##### COLLECTED DATA

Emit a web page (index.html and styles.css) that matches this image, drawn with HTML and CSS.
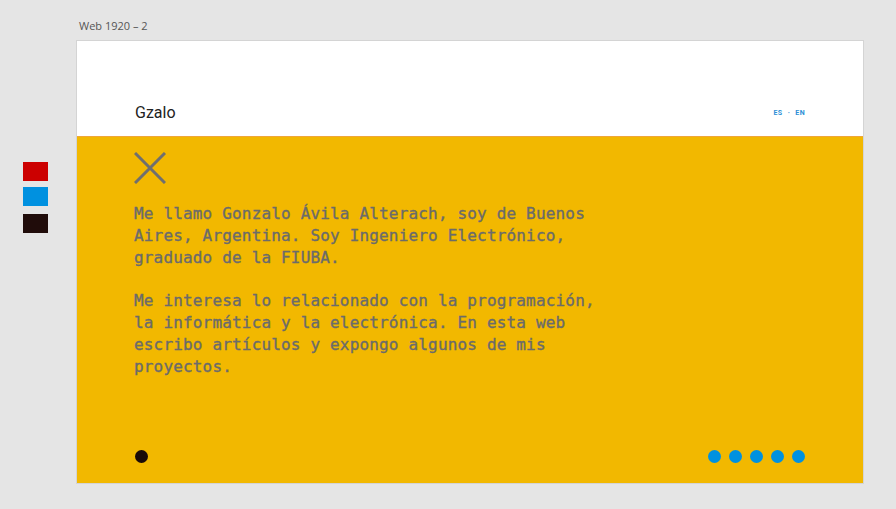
FILE: index.html
```html
<!DOCTYPE html>
<html>
<head>
<meta charset="utf-8">
<link rel="stylesheet" href="styles.css">
</head>
<body>
<div class="canvas">
  <div class="label">Web 1920 – 2</div>
  <div class="swatches">
    <div class="swatch red"></div>
    <div class="swatch blue"></div>
    <div class="swatch dark"></div>
  </div>
  <div class="artboard">
    <header class="header">
      <div class="brand">Gzalo</div>
      <div class="lang">ES · EN</div>
    </header>
    <main class="panel">
      <svg class="close" width="32" height="32" viewBox="0 0 32 32">
        <path d="M1 1 L31 31 M31 1 L1 31" stroke="#6f6f6f" stroke-width="3" fill="none"/>
      </svg>
      <div class="bio">
        <p>Me llamo Gonzalo Ávila Alterach, soy de Buenos<br>Aires, Argentina. Soy Ingeniero Electrónico,<br>graduado de la FIUBA.</p>
        <p>Me interesa lo relacionado con la programación,<br>la informática y la electrónica. En esta web<br>escribo artículos y expongo algunos de mis<br>proyectos.</p>
      </div>
      <div class="footer">
        <span class="dot black"></span>
        <div class="pager">
          <span class="dot"></span><span class="dot"></span><span class="dot"></span><span class="dot"></span><span class="dot"></span>
        </div>
      </div>
    </main>
  </div>
</div>
</body>
</html>
```
FILE: styles.css
```css
html, body {
  margin: 0;
  padding: 0;
  background: #e5e5e5;
  width: 896px;
  height: 509px;
  overflow: hidden;
}
.canvas {
  position: relative;
  width: 896px;
  height: 509px;
}
.label {
  position: absolute;
  left: 79px;
  top: 18px;
  font-family: "Open Sans", "Liberation Sans", sans-serif;
  font-size: 11px;
  color: #555;
}
.swatches {
  position: absolute;
  left: 23px;
  top: 162px;
  display: flex;
  flex-direction: column;
}
.swatch {
  width: 25px;
  height: 19px;
}
.swatch.red { background: #cc0000; }
.swatch.blue { background: #0091e0; margin-top: 6px; }
.swatch.dark { background: #200c0a; margin-top: 8px; }
.artboard {
  position: absolute;
  left: 76px;
  top: 40px;
  width: 786px;
  height: 442px;
  border: 1px solid #d4d4d4;
  display: flex;
  flex-direction: column;
}
.header {
  height: 95px;
  background: #fff;
  box-sizing: border-box;
  padding: 0 58px 14px 58px;
  display: flex;
  align-items: flex-end;
  justify-content: space-between;
}
.brand {
  font-family: Roboto, "Noto Sans", sans-serif;
  font-size: 16px;
  color: #222;
  line-height: 18px;
}
.lang {
  font-family: Roboto, "Noto Sans", sans-serif;
  font-size: 7px;
  font-weight: bold;
  color: #2e8fd6;
  line-height: 8px;
  padding-bottom: 5px;
  letter-spacing: 0.4px;
  word-spacing: 3px;
}
.panel {
  flex: 1;
  background: #f2b800;
  border-top: 1px solid #efa63a;
  margin: 0;
  padding: 15px 58px 20px 57px;
  display: flex;
  flex-direction: column;
  box-sizing: border-box;
  position: relative;
}
.close {
  display: block;
  margin-left: 0;
}
.bio {
  margin-top: 19px;
  font-family: "DejaVu Sans Mono", "Liberation Mono", monospace;
  font-size: 16px;
  letter-spacing: 0.17px;
  line-height: 22px;
  color: #6b6b6b;
  -webkit-text-stroke: 0.35px #6b6b6b;
}
.bio p {
  margin: 0 0 21px 0;
}
.footer {
  margin-top: auto;
  display: flex;
  justify-content: space-between;
  align-items: center;
}
.pager {
  display: flex;
  gap: 8px;
}
.dot {
  width: 13px;
  height: 13px;
  border-radius: 50%;
  background: #0091e0;
  display: block;
}
.dot.black {
  background: #1a0a08;
  margin-left: 1px;
}
```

##########

:: REQUIRED WORK ::
Print out the whole of the material word for word, without pictures.

:: THE RESPONSE ::
Emit a web page (index.html and styles.css) that matches this image, drawn with HTML and CSS.
FILE: index.html
```html
<!DOCTYPE html>
<html>
<head>
<meta charset="utf-8">
<link rel="stylesheet" href="styles.css">
</head>
<body>
<div class="canvas">
  <div class="label">Web 1920 – 2</div>
  <div class="swatches">
    <div class="swatch red"></div>
    <div class="swatch blue"></div>
    <div class="swatch dark"></div>
  </div>
  <div class="artboard">
    <header class="header">
      <div class="brand">Gzalo</div>
      <div class="lang">ES · EN</div>
    </header>
    <main class="panel">
      <svg class="close" width="32" height="32" viewBox="0 0 32 32">
        <path d="M1 1 L31 31 M31 1 L1 31" stroke="#6f6f6f" stroke-width="3" fill="none"/>
      </svg>
      <div class="bio">
        <p>Me llamo Gonzalo Ávila Alterach, soy de Buenos<br>Aires, Argentina. Soy Ingeniero Electrónico,<br>graduado de la FIUBA.</p>
        <p>Me interesa lo relacionado con la programación,<br>la informática y la electrónica. En esta web<br>escribo artículos y expongo algunos de mis<br>proyectos.</p>
      </div>
      <div class="footer">
        <span class="dot black"></span>
        <div class="pager">
          <span class="dot"></span><span class="dot"></span><span class="dot"></span><span class="dot"></span><span class="dot"></span>
        </div>
      </div>
    </main>
  </div>
</div>
</body>
</html>
```
FILE: styles.css
```css
html, body {
  margin: 0;
  padding: 0;
  background: #e5e5e5;
  width: 896px;
  height: 509px;
  overflow: hidden;
}
.canvas {
  position: relative;
  width: 896px;
  height: 509px;
}
.label {
  position: absolute;
  left: 79px;
  top: 18px;
  font-family: "Open Sans", "Liberation Sans", sans-serif;
  font-size: 11px;
  color: #555;
}
.swatches {
  position: absolute;
  left: 23px;
  top: 162px;
  display: flex;
  flex-direction: column;
}
.swatch {
  width: 25px;
  height: 19px;
}
.swatch.red { background: #cc0000; }
.swatch.blue { background: #0091e0; margin-top: 6px; }
.swatch.dark { background: #200c0a; margin-top: 8px; }
.artboard {
  position: absolute;
  left: 76px;
  top: 40px;
  width: 786px;
  height: 442px;
  border: 1px solid #d4d4d4;
  display: flex;
  flex-direction: column;
}
.header {
  height: 95px;
  background: #fff;
  box-sizing: border-box;
  padding: 0 58px 14px 58px;
  display: flex;
  align-items: flex-end;
  justify-content: space-between;
}
.brand {
  font-family: Roboto, "Noto Sans", sans-serif;
  font-size: 16px;
  color: #222;
  line-height: 18px;
}
.lang {
  font-family: Roboto, "Noto Sans", sans-serif;
  font-size: 7px;
  font-weight: bold;
  color: #2e8fd6;
  line-height: 8px;
  padding-bottom: 5px;
  letter-spacing: 0.4px;
  word-spacing: 3px;
}
.panel {
  flex: 1;
  background: #f2b800;
  border-top: 1px solid #efa63a;
  margin: 0;
  padding: 15px 58px 20px 57px;
  display: flex;
  flex-direction: column;
  box-sizing: border-box;
  position: relative;
}
.close {
  display: block;
  margin-left: 0;
}
.bio {
  margin-top: 19px;
  font-family: "DejaVu Sans Mono", "Liberation Mono", monospace;
  font-size: 16px;
  letter-spacing: 0.17px;
  line-height: 22px;
  color: #6b6b6b;
  -webkit-text-stroke: 0.35px #6b6b6b;
}
.bio p {
  margin: 0 0 21px 0;
}
.footer {
  margin-top: auto;
  display: flex;
  justify-content: space-between;
  align-items: center;
}
.pager {
  display: flex;
  gap: 8px;
}
.dot {
  width: 13px;
  height: 13px;
  border-radius: 50%;
  background: #0091e0;
  display: block;
}
.dot.black {
  background: #1a0a08;
  margin-left: 1px;
}
```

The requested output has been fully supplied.